Taylor needs three more tests to equal Daniel Vettori’s record, two more to equal his NZ record (Vettori played one test for a World XI). If you were to say that his continuing selection in the New Zealand side would be more due to sentimental reasons than performance, you’d get little argument from this corner.
That’s a hell of a shame because he’s an all-timer and he makes a lie of the mantra that you’re only as good as your last innings, because he’s a hell of a lot better than that.
Unnatural selection.
The selection of Will Somerville, who looked ineffective in Kanpur, over Neil Wagner defies logic on multiple levels. You could raise a statistical argument around it due to the past success of spin bowlers on Wankhede - which was borne out in this game - but the snub of Wagner and the faith in Somerville demonstrated a lack of emotional intelligence, which even in this “Moneyball” era still matters.
Somerville’s confidence was shot to ribbons after going wicketless in Kanpur. It’s the selector’s job to recognise this. In Mumbai he bowled just 29 overs in the match, taking a combined 0-139 at nearly five runs per over. It was a hard-to-watch exercise in futility, with the rest of the spinners combined taking 33 wickets at less than three per over (including, of course, Ajaz Patel taking 10-119 in India’s first innings, four in the second and bowling a staggering 73.5 overs).
The selection had shades of Jeet Raval in Australia, where Stead and, presumably, Williamson seemed to be the last people to realise that he was so chronically out of form and confidence that it was cruel to keep picking him.
Somerville seems to be a phlegmatic guy with a cool back story but if it was debatable picking him for the first test ahead of one of the country’s greatest quicks, a true one-of-a-kind difference maker, it was plain silly a second time around.
There should also be question marks raised about the use of Daryl Mitchell at No 3. Knowing how important a good start is on these wickets, it’s hard to reconcile the guy who has played five test innings, all at No 7, being asked to set the platform and protect Taylor and Henry Nicholls.
Mitchell is rapidly becoming one of my favourite cricketers. He’s a guy who will clearly do anything he’s asked for the good of the team and invariably does it well, as evidenced by his 60 in the second innings at Mumbai.
You could argue that it’s a massive show of faith to give him Williamson’s spot but instead it sent the message that the glamour boys in the middle of the order were untouchable.
It was a golden opportunity missed for Nicholls to take senior batter status in the absence of Williamson; to be the table setter rather than the guy who feasts after it has been laid out.
The truth is, though, it’s just really hard to play test cricket away from home. Very few sides do it well because very few sides get to prepare properly. When you’re a team like New Zealand that generally gets two-match series, you’ve got no time to learn on the fly.
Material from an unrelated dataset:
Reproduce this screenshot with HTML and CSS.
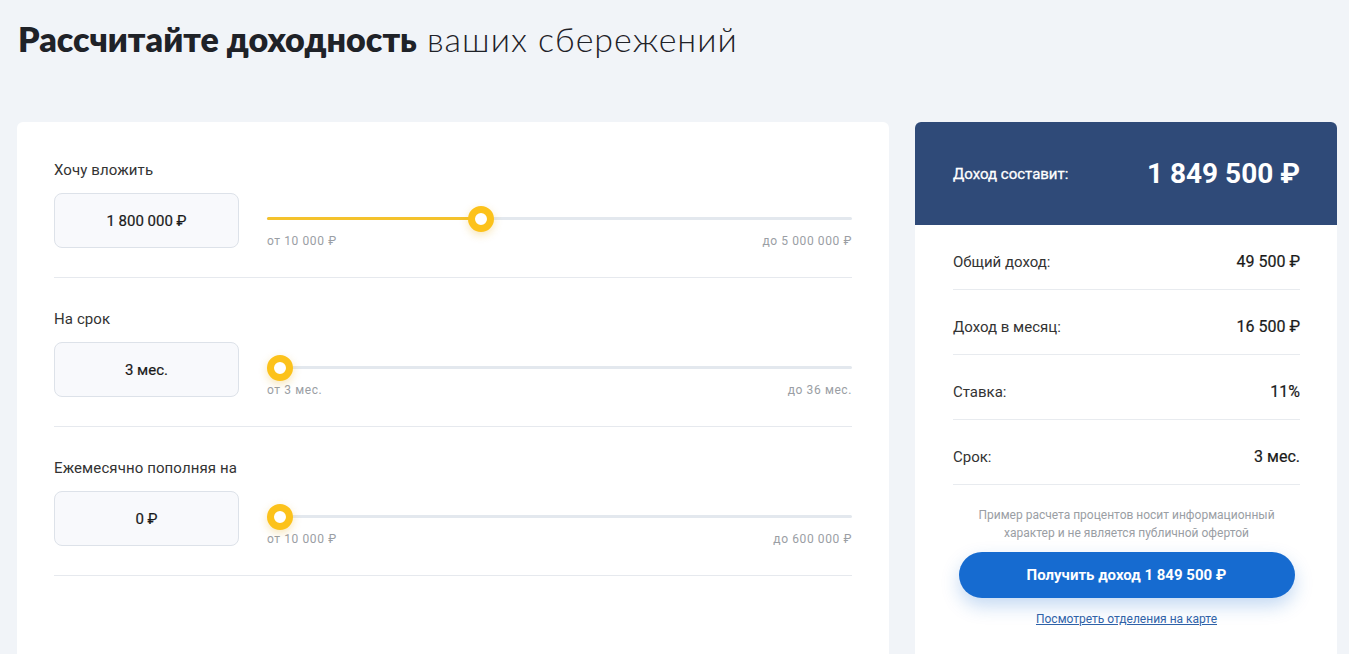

It’s right to expect better though. The world champion tag carries expectations. The Black Caps seriously undersold themselves technically, mentally and on the team sheet in Mumbai.
THE ASHES HIGH FLYERS
The Ashes start on Wednesday. Time for a trip down memory lane when two England players buzzed the field during a warm-up match in a Tiger Moth. It didn’t end well for one of them.
MAD MAX?
If you get a chance, get yourself in front of some highlights of the Saudi Arabia Grand Prix. You’ll have to hold your nose a little if you’re not a fan of sportswashing, but the action is off the charts and quite honestly bonkers. Lewis Hamilton and Max Verstappen, who seems to be losing his grip a little, are now on equal points going into the season’s final race.
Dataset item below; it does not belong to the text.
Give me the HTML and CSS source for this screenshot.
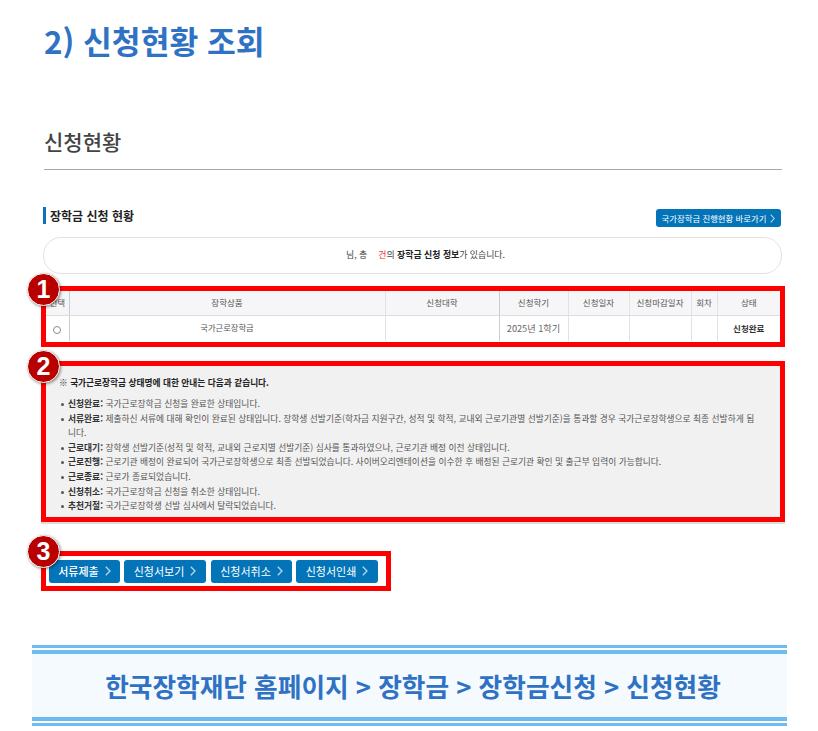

Global Twitterness seems to be in agreement that Max has gone mad…
… but Dutch Twitter sees it a bit differently.
SAVEA’S STRANGE POWER PLAY
This is a really weird story that I don’t understand… but I want to. The relevant quote (which is long):
“When players start talking to each other around their contract and what they’re on, that puts power to the players because what agents will tell them, who they’re negotiating with tell them, it could be so different to what the players [are actually getting],” Savea said. “Say in my position, I might be the best playing loosie so far for the last year and a bit, or two years, and then you have another loosie who’s probably there as well but he’s just behind you. And then you come to negotiation and the agent or NZR are going, ‘This is a great deal, mate. You’re on fire. This is what we usually offer guys that are on 50 caps, that are playing well, starting.’
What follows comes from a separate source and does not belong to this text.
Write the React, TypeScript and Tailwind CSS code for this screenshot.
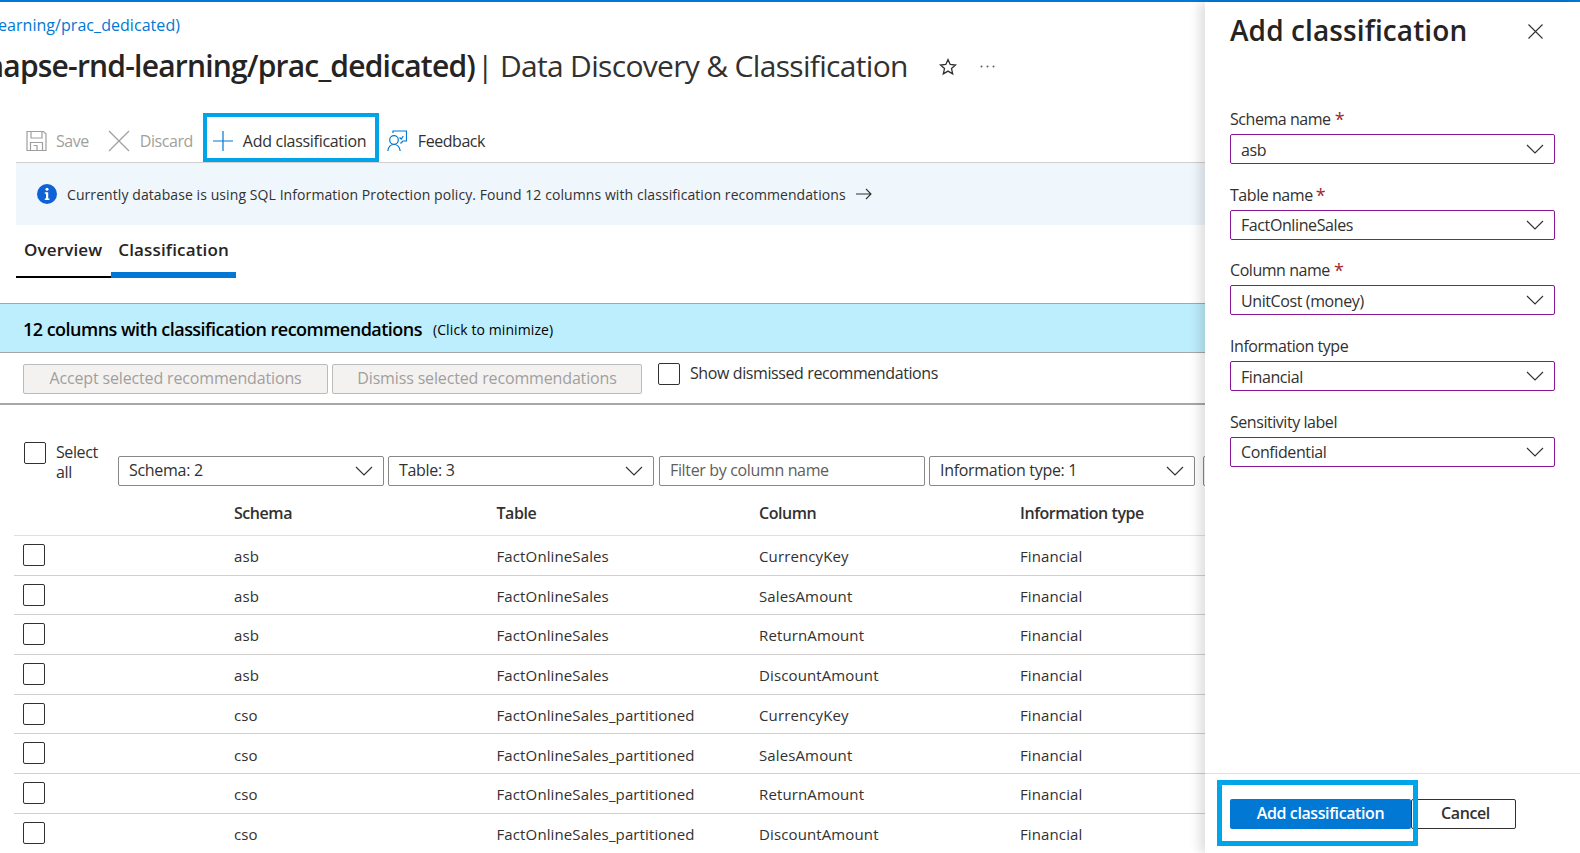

“Obviously you believe [what they tell you], sign it, but then you go talk to the guy that’s just behind you and you go, ‘Hey bro, do you mind if you let me know what you’re on?’ And he sends you a contract and he’s on 50 percent more than what you’ve been offered. That's when you go, ‘Hold on, I’ve been starting the last two years. This guy's behind me but my new contract offer is… 30 per cent or 50 per cent [less] than what he’s on.’ That’s when people start figuring it out, start going, ‘Hey, they’re telling me lies.’ And that’s where the negotiating, bargaining [comes in]. Agents and obviously the people we’re negotiating with don’t like it, but that just puts the power to the players and it allows you to pretty much negotiate more and provide for the family more.”
So is that what happened? Did Savea once sign a contract and subsequently find out he was getting way less than his teammate just behind him. Does this sort of thing happen often? Are New Zealand agents - who by definition are employed to get the best possible deal for their clients - snakes or, alternatively, useless.
What is going on?
I wouldn’t have thought it was very difficult to get a great multi-year deal for Savea, one of the world’s best players, at this time, but obviously a bit of player power was what was required… I think?
PIC OF THE WEEKEND I
PIC OF THE WEEKEND II
I’m not sure what the metric is for “demons”. One of my bugbears is when cricket journalists downplay the difficulty of opposing teams batting on our first morning green-tops by saying “it wasn’t doing that much”. Any combination of swing and seam is fiendishly tricky. Likewise any degree of turn combined with bounce is “demonic” for teams that don’t grow up on those wickets.